The older C++-based implementation has been retired. The current version is built on top of tpchgen-rs and pgrx. Many thanks to both projects.

Good Fit For

  • Fast TPC-H dataset preparation inside PostgreSQL. See performance notes.
  • Benchmarking and performance experiments.
  • Repeated local schema resets and reloads.
  • Targeted optimization work on the TPC-H load path.

This project is intentionally specialized. It prioritizes speed and control for TPC-H workflows over generic multi-schema data management features.

test base on pg18

Scenario pg_tpch Total Time Concurrent COPY Total Time Relative Result
No constraints 59.09 s 169.13 s pg_tpch is about 2.9x faster
Primary keys + NOT NULL 71.13 s 249.46 s pg_tpch is about 3.5x faster
Secondary indexes enabled 166.89 s 1142.27 s pg_tpch is about 6.8x faster

Version Support

  • Minimum supported PostgreSQL version: 13
  • Tested PostgreSQL versions: 13, 14, 15, 16, 17, 18

Installation

Prebuilt release archives are currently provided for:

  • Ubuntu 22.04
  • x86_64
  • PostgreSQL 13 through 18

Each archive targets exactly one PostgreSQL major version, for example:

  • pg_tpch-pg13-ubuntu22.04-x86_64.tar.gz
  • pg_tpch-pg18-ubuntu22.04-x86_64.tar.gz

Make sure the archive matches your PostgreSQL major version exactly. If your environment is not covered by the prebuilt packages, you can build the extension yourself or open an issue requesting support.

1. Find your PostgreSQL extension directories

pg_config --pkglibdir
pg_config --sharedir

2. Extract the archive

tar -xzf pg_tpch-pg16-ubuntu22.04-x86_64.tar.gz
cd pg_tpch-pg16-ubuntu22.04-x86_64

3. Copy the extension files into PostgreSQL

cp lib/pg_tpch.so "$(pg_config --pkglibdir)/"
cp share/extension/pg_tpch.control "$(pg_config --sharedir)/extension/"
cp share/extension/pg_tpch--1.0.0.sql "$(pg_config --sharedir)/extension/"

4. Install the extension in PostgreSQL

CREATE EXTENSION pg_tpch;

5. Optional: install dblink for parallel tpch_dbgen()

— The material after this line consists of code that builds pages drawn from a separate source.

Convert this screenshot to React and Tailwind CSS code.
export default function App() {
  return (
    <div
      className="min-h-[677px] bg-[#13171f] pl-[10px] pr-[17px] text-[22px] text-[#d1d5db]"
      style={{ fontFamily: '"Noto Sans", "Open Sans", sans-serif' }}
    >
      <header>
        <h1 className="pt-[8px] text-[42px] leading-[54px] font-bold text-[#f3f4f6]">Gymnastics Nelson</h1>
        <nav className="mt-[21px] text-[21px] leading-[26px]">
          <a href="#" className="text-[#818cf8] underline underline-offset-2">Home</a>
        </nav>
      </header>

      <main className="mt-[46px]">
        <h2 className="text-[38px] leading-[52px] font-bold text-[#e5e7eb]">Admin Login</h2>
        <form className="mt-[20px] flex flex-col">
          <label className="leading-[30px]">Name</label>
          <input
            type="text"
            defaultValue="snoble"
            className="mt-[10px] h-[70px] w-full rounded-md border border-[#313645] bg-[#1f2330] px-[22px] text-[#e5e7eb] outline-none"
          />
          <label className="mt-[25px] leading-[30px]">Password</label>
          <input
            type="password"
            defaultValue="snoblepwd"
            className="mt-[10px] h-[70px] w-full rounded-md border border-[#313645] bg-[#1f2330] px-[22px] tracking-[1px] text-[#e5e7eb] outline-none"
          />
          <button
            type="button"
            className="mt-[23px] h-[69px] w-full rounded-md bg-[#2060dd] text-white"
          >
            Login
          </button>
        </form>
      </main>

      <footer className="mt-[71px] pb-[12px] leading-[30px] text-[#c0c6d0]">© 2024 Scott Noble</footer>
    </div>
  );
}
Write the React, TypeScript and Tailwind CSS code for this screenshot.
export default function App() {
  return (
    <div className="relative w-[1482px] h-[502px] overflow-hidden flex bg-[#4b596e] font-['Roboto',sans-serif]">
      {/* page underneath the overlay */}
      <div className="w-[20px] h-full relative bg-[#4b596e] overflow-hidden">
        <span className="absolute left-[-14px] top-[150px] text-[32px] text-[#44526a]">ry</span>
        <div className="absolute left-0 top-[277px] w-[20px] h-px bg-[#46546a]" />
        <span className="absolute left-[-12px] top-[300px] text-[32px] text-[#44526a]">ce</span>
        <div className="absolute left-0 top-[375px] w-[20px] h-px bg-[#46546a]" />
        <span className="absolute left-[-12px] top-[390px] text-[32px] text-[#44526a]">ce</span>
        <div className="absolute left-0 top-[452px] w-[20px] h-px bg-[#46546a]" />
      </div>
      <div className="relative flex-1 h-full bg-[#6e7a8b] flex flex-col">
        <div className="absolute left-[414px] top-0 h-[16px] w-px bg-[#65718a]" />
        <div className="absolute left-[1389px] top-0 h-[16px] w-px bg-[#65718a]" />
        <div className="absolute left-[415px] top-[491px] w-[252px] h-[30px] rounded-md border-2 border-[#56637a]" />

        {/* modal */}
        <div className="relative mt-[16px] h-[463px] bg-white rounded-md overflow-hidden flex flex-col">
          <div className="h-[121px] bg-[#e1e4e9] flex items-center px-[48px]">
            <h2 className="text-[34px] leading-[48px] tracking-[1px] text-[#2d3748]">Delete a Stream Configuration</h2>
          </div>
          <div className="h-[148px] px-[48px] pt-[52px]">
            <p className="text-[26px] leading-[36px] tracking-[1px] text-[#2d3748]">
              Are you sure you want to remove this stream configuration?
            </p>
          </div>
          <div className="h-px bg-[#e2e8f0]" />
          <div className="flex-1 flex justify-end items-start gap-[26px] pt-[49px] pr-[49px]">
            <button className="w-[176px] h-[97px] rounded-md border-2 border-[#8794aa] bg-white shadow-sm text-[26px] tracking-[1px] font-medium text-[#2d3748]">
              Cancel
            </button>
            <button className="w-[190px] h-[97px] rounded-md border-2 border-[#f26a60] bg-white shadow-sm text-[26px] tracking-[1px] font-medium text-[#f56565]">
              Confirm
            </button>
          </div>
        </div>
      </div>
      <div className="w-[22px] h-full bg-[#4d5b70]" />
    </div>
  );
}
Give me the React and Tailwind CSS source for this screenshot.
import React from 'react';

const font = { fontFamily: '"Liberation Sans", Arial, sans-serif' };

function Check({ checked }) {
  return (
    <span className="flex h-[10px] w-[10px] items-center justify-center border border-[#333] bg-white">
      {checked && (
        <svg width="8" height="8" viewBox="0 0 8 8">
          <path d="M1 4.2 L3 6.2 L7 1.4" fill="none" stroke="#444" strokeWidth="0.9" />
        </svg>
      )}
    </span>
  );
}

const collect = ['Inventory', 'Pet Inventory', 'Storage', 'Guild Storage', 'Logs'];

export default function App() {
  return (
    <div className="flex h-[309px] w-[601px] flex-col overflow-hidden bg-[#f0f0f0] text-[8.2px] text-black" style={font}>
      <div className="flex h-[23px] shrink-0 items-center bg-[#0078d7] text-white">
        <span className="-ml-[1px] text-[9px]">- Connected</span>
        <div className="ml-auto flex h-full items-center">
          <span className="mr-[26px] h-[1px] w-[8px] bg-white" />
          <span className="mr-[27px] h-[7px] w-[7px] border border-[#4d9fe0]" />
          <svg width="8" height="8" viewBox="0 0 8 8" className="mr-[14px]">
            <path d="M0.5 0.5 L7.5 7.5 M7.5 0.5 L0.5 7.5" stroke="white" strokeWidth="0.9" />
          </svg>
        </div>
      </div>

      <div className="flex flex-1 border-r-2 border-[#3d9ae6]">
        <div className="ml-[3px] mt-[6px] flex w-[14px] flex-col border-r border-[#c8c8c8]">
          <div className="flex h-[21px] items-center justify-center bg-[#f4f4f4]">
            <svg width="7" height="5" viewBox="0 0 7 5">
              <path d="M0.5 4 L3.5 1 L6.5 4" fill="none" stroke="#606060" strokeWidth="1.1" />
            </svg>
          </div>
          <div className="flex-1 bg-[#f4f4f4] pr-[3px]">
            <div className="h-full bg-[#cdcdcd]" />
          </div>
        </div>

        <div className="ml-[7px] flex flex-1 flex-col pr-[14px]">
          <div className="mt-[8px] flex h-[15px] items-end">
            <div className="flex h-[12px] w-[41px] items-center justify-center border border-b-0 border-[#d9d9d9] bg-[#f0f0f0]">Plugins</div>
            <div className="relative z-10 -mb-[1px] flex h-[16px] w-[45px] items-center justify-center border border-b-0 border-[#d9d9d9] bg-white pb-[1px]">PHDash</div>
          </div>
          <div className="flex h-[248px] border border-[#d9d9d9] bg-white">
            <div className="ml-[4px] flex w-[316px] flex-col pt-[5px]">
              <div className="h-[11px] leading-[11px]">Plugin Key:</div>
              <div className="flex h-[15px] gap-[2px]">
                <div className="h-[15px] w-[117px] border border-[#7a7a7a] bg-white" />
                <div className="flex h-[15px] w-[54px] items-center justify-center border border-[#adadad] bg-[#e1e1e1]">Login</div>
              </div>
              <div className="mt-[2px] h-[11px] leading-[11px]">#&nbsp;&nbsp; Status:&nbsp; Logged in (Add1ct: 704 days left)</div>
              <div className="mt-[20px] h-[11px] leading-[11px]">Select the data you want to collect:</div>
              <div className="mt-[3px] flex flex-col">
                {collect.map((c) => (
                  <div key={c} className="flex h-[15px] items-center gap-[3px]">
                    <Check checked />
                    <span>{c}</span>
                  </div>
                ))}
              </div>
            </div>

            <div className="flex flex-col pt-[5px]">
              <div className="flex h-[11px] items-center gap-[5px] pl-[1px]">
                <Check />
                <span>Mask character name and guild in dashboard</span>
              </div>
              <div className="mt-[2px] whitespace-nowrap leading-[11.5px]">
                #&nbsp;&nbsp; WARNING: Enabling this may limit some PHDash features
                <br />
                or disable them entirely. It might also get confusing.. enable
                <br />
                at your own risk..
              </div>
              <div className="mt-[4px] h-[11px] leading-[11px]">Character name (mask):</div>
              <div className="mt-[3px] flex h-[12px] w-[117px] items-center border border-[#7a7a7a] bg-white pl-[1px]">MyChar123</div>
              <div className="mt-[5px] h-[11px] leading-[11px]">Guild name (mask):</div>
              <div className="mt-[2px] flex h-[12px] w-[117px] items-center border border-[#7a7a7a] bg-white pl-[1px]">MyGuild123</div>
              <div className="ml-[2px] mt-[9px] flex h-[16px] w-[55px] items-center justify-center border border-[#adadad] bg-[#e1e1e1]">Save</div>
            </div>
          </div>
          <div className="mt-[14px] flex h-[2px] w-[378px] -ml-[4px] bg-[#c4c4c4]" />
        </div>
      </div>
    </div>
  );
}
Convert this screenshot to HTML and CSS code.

tpch_dbgen() can use dblink to load tables in parallel. This is optional. The extension works normally even if dblink is not installed.

CREATE EXTENSION dblink;

Basic Usage

-- create tables with secondary indexes
-- pass false to skip index creation
SELECT * FROM create_tpch_tables(true);

-- load data at scale factor 1
SELECT * FROM tpch_dbgen(1);

-- fetch query 1 into a psql variable
SELECT query AS q1 FROM tpch_queries(1) \gset

-- execute the query
:q1

-- remove all data and prepare for another scale factor
SELECT * FROM cleanup_tpch_data();

Function Reference

Management Functions

Function Purpose Returns Example
create_tpch_tables(create_indexes bool default false) Creates the 8 standard TPC-H tables in the current schema. Optionally creates secondary indexes from metadata. text status message SELECT create_tpch_tables(false);
create_tpch_indexes() Creates secondary indexes for the current schema using tpch.tpch_table_metadata. text status message SELECT create_tpch_indexes();
cleanup_tpch_data() Truncates all TPC-H tables in the current schema without dropping table definitions or indexes. text status message SELECT cleanup_tpch_data();
drop_tpch_tables() Drops all 8 TPC-H tables from the current schema. text status message SELECT drop_tpch_tables();
tpch_queries(qid integer default null) Returns the built-in concrete TPC-H query texts from tpch.tpch_query_metadata. Returns all queries when qid is null, or one query when qid is specified. table(qid integer, query text) SELECT * FROM tpch_queries();

Single-Table Loader Functions

Each loader inserts data into one existing table and returns a single-row summary.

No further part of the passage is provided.